# INSTRUCTIONS TO FOLLOW
Gather all lines containing the string "screenshot" and copy them out.

# GIVEN ENTRIES
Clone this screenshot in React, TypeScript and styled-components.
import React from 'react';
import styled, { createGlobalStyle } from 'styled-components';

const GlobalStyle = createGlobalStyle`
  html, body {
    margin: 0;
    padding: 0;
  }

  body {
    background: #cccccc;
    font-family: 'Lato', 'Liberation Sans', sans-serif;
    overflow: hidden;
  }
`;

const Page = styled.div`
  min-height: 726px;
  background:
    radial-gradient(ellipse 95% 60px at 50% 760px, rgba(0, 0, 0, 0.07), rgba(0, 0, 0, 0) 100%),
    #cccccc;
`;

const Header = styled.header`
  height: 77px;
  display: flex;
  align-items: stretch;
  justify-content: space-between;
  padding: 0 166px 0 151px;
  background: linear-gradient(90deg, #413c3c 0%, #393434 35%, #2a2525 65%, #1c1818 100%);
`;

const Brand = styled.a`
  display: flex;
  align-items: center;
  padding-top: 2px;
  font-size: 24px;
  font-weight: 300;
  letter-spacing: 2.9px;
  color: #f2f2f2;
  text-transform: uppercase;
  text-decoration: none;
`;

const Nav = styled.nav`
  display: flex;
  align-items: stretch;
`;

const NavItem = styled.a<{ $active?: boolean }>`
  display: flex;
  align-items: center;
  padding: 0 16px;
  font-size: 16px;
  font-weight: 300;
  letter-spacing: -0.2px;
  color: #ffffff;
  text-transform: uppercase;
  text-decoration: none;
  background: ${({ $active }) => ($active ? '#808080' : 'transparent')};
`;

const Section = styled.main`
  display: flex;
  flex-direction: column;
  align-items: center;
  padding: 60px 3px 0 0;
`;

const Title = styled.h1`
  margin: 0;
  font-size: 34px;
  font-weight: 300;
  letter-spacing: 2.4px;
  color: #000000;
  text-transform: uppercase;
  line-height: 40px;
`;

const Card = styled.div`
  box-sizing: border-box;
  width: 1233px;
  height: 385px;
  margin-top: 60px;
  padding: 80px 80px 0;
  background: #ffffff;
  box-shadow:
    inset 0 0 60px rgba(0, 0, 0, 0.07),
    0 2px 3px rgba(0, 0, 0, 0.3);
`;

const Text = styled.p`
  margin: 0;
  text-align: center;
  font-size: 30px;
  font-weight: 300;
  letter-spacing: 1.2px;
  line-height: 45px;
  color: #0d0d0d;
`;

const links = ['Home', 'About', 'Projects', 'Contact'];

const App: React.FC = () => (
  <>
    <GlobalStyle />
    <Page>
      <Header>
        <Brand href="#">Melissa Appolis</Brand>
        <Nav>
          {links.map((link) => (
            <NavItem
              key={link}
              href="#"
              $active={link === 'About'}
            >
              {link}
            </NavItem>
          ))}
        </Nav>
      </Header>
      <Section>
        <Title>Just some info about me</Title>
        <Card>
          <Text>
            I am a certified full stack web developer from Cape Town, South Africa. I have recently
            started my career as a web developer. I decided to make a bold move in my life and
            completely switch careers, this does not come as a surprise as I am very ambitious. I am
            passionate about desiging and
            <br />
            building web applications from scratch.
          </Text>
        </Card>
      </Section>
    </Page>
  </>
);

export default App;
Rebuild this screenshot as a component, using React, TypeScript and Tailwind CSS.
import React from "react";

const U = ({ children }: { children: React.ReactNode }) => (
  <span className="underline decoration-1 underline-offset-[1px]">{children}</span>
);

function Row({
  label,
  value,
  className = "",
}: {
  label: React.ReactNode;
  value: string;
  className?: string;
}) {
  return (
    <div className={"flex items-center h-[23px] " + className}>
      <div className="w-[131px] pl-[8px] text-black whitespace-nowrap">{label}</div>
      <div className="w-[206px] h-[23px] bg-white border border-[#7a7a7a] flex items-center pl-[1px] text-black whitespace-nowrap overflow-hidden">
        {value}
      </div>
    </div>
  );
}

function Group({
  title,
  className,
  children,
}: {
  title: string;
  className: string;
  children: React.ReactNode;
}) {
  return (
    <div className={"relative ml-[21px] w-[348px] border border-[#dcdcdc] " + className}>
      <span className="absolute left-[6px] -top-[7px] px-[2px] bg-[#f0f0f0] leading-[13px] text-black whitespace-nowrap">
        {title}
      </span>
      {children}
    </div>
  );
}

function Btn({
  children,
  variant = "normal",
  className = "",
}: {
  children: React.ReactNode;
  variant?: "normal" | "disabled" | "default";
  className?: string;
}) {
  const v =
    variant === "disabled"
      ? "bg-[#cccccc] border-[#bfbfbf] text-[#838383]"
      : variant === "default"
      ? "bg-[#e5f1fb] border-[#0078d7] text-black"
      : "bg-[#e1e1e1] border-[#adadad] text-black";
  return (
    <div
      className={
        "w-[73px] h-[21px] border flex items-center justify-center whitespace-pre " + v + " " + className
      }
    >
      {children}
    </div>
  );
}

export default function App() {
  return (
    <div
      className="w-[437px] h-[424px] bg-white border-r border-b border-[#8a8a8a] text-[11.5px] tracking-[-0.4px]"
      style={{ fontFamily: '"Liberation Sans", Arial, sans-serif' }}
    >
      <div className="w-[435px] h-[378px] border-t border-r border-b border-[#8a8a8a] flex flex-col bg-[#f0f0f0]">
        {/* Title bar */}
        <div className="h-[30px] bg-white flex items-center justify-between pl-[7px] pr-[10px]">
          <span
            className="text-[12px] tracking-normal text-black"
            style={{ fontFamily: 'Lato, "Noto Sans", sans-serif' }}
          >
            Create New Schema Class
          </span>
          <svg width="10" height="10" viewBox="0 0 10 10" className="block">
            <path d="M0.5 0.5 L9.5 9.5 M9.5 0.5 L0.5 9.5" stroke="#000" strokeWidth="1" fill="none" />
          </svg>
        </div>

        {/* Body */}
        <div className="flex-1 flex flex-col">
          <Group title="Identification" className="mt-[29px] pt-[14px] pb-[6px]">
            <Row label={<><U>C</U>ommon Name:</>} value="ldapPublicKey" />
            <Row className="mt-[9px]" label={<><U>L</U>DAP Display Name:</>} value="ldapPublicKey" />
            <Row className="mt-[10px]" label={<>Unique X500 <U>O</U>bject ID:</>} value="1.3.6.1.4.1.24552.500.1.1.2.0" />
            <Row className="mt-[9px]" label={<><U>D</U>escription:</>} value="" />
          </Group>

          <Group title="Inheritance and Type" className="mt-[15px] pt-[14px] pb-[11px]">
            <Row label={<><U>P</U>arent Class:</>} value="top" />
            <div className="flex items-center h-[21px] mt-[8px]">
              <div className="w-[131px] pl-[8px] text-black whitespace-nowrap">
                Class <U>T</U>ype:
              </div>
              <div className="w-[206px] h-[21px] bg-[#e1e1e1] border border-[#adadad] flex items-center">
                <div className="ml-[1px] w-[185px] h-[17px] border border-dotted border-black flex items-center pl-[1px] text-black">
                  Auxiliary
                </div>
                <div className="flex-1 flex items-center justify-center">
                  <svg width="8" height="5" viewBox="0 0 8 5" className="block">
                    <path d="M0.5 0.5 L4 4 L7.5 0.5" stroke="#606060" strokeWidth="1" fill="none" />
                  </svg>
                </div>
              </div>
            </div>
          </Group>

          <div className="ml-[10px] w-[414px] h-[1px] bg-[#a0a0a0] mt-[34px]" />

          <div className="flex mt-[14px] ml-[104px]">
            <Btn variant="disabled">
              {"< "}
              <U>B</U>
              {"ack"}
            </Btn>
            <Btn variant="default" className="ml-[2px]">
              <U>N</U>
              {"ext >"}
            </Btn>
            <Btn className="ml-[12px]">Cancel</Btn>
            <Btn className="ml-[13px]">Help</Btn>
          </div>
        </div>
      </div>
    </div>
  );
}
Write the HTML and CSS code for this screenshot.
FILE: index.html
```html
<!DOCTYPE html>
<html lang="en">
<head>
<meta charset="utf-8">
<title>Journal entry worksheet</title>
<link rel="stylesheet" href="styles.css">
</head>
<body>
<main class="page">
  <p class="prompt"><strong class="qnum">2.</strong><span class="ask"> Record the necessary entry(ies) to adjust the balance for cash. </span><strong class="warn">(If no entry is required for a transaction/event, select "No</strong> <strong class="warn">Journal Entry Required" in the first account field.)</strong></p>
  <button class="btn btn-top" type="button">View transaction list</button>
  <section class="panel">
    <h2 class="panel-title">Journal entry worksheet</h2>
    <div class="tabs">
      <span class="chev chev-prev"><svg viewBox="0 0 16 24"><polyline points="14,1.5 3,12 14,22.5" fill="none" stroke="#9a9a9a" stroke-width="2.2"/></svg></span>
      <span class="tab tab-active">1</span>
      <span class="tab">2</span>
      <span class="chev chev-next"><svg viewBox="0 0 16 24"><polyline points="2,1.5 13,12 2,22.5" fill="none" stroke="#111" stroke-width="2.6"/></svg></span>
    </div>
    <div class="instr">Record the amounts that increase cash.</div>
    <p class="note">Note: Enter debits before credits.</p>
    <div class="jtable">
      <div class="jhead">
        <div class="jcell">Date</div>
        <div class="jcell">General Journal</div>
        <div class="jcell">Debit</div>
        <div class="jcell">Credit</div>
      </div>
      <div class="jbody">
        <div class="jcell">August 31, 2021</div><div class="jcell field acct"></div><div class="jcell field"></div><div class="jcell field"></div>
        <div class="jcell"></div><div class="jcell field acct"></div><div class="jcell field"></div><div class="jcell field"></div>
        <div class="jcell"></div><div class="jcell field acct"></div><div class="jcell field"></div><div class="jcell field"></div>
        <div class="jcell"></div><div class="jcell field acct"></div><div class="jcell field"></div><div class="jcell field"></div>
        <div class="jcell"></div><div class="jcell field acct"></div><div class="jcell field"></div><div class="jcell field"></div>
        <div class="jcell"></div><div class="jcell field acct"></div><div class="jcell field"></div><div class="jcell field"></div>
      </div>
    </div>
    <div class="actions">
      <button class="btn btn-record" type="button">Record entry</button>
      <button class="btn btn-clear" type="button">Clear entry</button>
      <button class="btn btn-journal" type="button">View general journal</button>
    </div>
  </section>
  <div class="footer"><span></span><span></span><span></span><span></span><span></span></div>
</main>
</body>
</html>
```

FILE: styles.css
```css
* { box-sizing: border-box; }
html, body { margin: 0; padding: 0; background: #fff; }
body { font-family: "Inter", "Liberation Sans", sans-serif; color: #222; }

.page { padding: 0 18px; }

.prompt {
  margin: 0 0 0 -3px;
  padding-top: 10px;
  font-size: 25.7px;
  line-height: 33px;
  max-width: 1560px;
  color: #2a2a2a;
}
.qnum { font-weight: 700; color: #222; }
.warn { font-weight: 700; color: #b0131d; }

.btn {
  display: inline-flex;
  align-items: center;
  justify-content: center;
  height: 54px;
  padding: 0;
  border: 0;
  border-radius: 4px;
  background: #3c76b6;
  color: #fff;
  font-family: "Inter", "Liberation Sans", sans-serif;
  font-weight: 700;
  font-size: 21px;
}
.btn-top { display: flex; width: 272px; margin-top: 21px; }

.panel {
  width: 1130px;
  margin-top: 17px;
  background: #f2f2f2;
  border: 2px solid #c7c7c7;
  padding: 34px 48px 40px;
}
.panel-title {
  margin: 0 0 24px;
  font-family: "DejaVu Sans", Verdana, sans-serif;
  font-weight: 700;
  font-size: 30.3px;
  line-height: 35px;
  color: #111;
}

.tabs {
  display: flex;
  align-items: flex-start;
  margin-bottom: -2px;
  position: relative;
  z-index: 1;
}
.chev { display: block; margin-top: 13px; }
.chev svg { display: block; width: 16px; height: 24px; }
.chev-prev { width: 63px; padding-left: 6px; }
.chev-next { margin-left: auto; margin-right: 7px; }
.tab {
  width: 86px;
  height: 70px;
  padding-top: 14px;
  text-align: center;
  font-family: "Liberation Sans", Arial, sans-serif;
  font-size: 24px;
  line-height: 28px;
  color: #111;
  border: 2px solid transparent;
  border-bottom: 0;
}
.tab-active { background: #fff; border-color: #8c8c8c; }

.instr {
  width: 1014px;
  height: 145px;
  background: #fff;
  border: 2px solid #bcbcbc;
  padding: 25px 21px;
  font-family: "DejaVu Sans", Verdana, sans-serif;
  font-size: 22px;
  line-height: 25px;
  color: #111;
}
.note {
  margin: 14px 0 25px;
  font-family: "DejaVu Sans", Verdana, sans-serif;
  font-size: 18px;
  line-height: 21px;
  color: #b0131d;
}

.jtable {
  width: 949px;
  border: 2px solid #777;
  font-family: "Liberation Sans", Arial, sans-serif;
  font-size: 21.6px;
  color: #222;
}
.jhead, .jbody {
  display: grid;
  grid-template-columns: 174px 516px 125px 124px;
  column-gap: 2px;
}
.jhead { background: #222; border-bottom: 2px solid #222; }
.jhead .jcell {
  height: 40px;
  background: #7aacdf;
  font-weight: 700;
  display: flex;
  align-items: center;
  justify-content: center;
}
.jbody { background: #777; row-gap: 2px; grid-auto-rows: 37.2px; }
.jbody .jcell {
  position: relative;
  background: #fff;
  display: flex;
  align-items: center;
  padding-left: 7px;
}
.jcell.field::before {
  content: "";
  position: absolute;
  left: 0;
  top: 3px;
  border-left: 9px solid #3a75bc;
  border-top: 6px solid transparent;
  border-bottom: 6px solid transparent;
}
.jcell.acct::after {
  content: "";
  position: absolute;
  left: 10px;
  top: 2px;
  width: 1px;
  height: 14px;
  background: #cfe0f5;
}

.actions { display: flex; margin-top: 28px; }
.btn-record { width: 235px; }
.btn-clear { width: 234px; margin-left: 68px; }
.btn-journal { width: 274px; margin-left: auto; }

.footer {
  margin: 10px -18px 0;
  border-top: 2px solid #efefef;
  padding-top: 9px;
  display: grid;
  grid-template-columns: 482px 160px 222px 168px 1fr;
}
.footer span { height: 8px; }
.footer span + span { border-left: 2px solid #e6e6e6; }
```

# EXERCISE RESULT
Clone this screenshot in React, TypeScript and styled-components.
Rebuild this screenshot as a component, using React, TypeScript and Tailwind CSS.
Write the HTML and CSS code for this screenshot.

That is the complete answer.